Im Prinzip handelt es sich bei Google Plus um eine dissipative Struktur. Ein Element einer Struktur wird angeregt/informiert, reagiert daraufhin und regt an/informiert andere Elemente. Das ursprüngliche Element erhält ein Feedback und konstruiert danach ein Abbild seiner Umgebung. Der beste Einstieg in das Thema dissipativer Systeme ist nach wie vor von Erich Jantsch mit dem recht bombastischen Titel “Die Selbstorganisation des Universums. Vom Urknall zum menschlichen Geist“.

Bei Google Plus funktioniert dieser “Mechanismus” nur sehr bedingt. Postet ein Nutzer eine Nachricht an einen bestimmten Kreis von Leuten, denen er folgt erhält er in den meisten Fällen kein Feedback darüber, wer von diesen Usern die Nachricht sehen kann (Kontrollverlust …). Selbst bei Nutzern, die ihm auch folgen, ist nicht gewährleistet, dass diese auch den kompletten Stream lesen oder den jeweiligen Circle-Stream. (Daran ändert auch das heutige Update nichts.)

Ein weiterer Effekt der inneren Mechanik ist für den notwendigen Schneeballeffekt wahrscheinlich noch katastrophaler. Da viele User nur in ihren Kreisen posten, erscheint auf ihrer Profilseite keine einzige Nachricht, wenn ich nicht in einem ihrer Circle bin. Warum aber sollte ich jemandem folgen, der nichts veröffentlicht. Besonders in der Anfangsphase stellt sich dies als echter Showstopper dar.

Geht man von einer 90/10-artigen Regel für die Verteilung von Voyeuren und Exhibitionisten auch bei Google Plus aus, führt dieser Mechanismus jedoch zu einem unidirektionalen Sender-Empfänger-Verhalten. Wenige Nutzer betätigen sich als Broadcaster und teilen permanent die Inhalte, die andere Broadcaster eingestellt haben. Die Eigenschaft des Webinterfaces, alte Nachrichten immer wieder hervorzukramen nur weil noch jemand seinen Senf dazu gegeben hat, verstärkt den Effekt noch.
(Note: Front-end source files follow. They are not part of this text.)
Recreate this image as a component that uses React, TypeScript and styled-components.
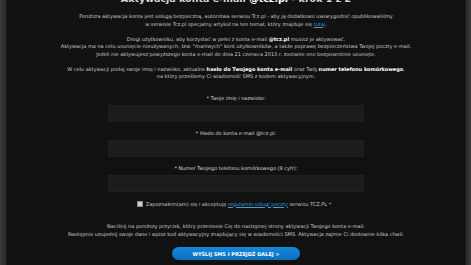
import React from 'react'
import styled, { createGlobalStyle } from 'styled-components'

const GlobalStyle = createGlobalStyle`
    html, body {
        margin: 0;
        padding: 0;
        background: #2e2e2e;
        height: 265px;
        overflow: hidden;
    }
    body {
        font-family: "DejaVu Sans", Verdana, sans-serif;
    }
`

const Page = styled.div`
    display: flex;
    height: 265px;
    padding: 0 5px 0 6px;
    background: linear-gradient(90deg, #3a3a3a 0, #2b2b2b 6px, #2b2b2b calc(100% - 5px), #3a3a3a 100%);
`

const Panel = styled.div`
    flex: 1;
    background: #111111;
    border-left: 1px solid #1c1c1c;
    border-right: 1px solid #1c1c1c;
    color: #c9c9c9;
    font-size: 5px;
    text-align: center;
    overflow: hidden;
`

const Title = styled.h1`
    margin: -6px 0 0;
    height: 10px;
    font-size: 9.5px;
    line-height: 10px;
    font-weight: bold;
    color: #d8d8d8;

    b {
        color: #ffffff;
    }
`

const Para = styled.p<{ $gap?: number }>`
    margin: ${p => p.$gap ?? 7.5}px 0 0;
    line-height: 7.5px;

    b {
        color: #ffffff;
    }
`

const Link = styled.a`
    color: #3ea0dc;
    text-decoration: underline;
`

const Form = styled.div`
    display: flex;
    flex-direction: column;
    align-items: center;
    gap: 8px;
    margin-top: 14px;
`

const Field = styled.div`
    display: flex;
    flex-direction: column;
    align-items: center;
    gap: 2.5px;
`

const Label = styled.label`
    line-height: 7.5px;
    color: #d6d6d6;
`

const Input = styled.div`
    width: 256px;
    height: 17px;
    background: #1c1c1c;
    border: 1px solid #1f1f1f;
    box-sizing: border-box;
`

const CheckRow = styled.div`
    display: flex;
    align-items: center;
    justify-content: center;
    gap: 3px;
    margin-top: 9px;
    line-height: 7.5px;
    margin-left: -4px;
`

const Box = styled.span`
    width: 4px;
    height: 4px;
    background: #d0d0d0;
    border: 0.5px solid #888;
`

const Button = styled.button`
    display: block;
    margin: 9px auto 0;
    width: 128px;
    height: 13px;
    border: none;
    border-radius: 7px;
    background: linear-gradient(#1488d8, #0a70bd);
    color: #ffffff;
    font-family: "DejaVu Sans", Verdana, sans-serif;
    font-size: 5px;
    font-weight: bold;
    padding: 0;
`

export default function App() {
    return (
        <>
            <GlobalStyle />
            <Page>
                <Panel>
                    <Title>Aktywacja konta e-mail <b>@tcz.pl</b> - krok 1 z 2</Title>
                    <Para $gap={9}>
                        Poniższa aktywacja konta jest usługą bezpieczną, autorstwa serwisu Tcz.pl - aby ją dodatkowo uwiarygodnić opublikowaliśmy<br />
                        w serwisie Tcz.pl specjalny artykuł na ten temat, który znajduje się <Link>tutaj</Link>.
                    </Para>
                    <Para>
                        Drogi użytkowniku, aby korzystać w pełni z konta e-mail <b>@tcz.pl</b> musisz je aktywować.<br />
                        Aktywacja ma na celu usunięcie nieużywanych, tzw. "martwych" kont użytkowników, a także poprawę bezpieczeństwa Twojej poczty e-mail.<br />
                        Jeżeli nie aktywujesz powyższego konta e-mail do dnia 21 czerwca 2013 r. zostanie ono bezpowrotnie usunięte.
                    </Para>
                    <Para>
                        W celu aktywacji podaj swoje imię i nazwisko, aktualne <b>hasło do Twojego konta e-mail</b> oraz Twój <b>numer telefonu komórkowego</b>,<br />
                        na który prześlemy Ci wiadomość SMS z kodem aktywacyjnym.
                    </Para>
                    <Form>
                        <Field>
                            <Label>* Twoje imię i nazwisko:</Label>
                            <Input />
                        </Field>
                        <Field>
                            <Label>* Hasło do konta e-mail @tcz.pl:</Label>
                            <Input />
                        </Field>
                        <Field>
                            <Label>* Numer Twojego telefonu komórkowego (9 cyfr):</Label>
                            <Input />
                        </Field>
                    </Form>
                    <CheckRow>
                        <Box />
                        <span>Zapoznałem(am) się i akceptuję <Link>regulamin usługi poczty</Link> serwisu TCZ.PL *</span>
                    </CheckRow>
                    <Para $gap={15}>
                        Naciśnij na poniższy przycisk, który przeniesie Cię do następnej strony aktywacji Twojego konta e-mail.<br />
                        Następnie uzupełnij swoje dane i wpisz kod aktywacyjny znajdujący się w wiadomości SMS. Aktywacja zajmie Ci dosłownie kilka chwil.
                    </Para>
                    <Button>WYŚLIJ SMS I PRZEJDŹ DALEJ &gt;</Button>
                </Panel>
            </Page>
        </>
    )
}
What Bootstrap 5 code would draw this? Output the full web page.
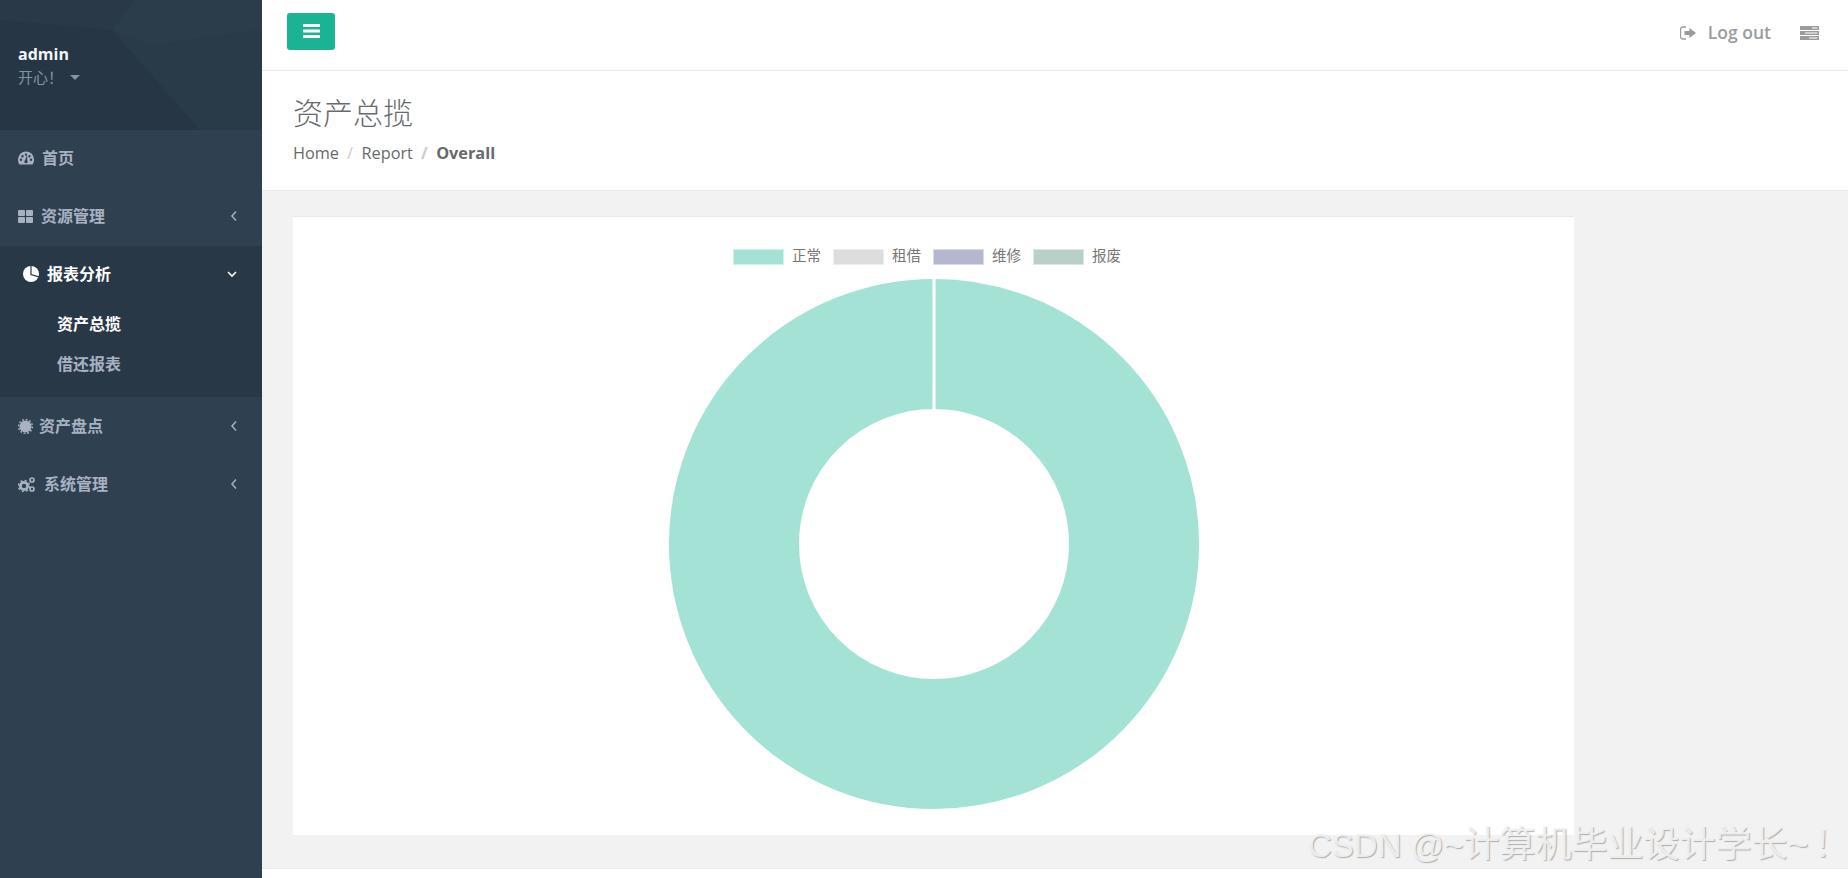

Und so überrascht es nicht, wenn meine Timeline mit 100+ Posts im Schnitt von maximal 10 Leuten gefüllt wird. Und ausnahmslos alle aus den G+-Charts in meinem Stream posten public. Demgegenüber sind die Nachrichten aus meinem weiteren sozialen Umfeld (welches man nicht als analog bezeichnen könnte) nur eingeschränkt zu lesen.

That sounds exactly like the thinking of a machine to me.

Von einem sozialen Netzwerk ist Google Plus damit weiter entfernt als fb und twitter. Besonders vor dem Hintergrund des momentanen Gamification-Hypes frage ich mich, warum dieser Effekt in den internen Tests nicht aufgefallen ist. Vermutlich erhofften sich die Mitarbeiter Vorteile in ihrem Arbeitskontext und waren daher fleissigere Nutzer als sie es ansonsten gewesen wären. In der aktuellen Form bietet Google Plus nur Belohnungen für die Exhibitionisten. Und wenn die Voyeure wegbleiben, dann gibt es auch keine Belohnung mehr für die Exhibitionisten.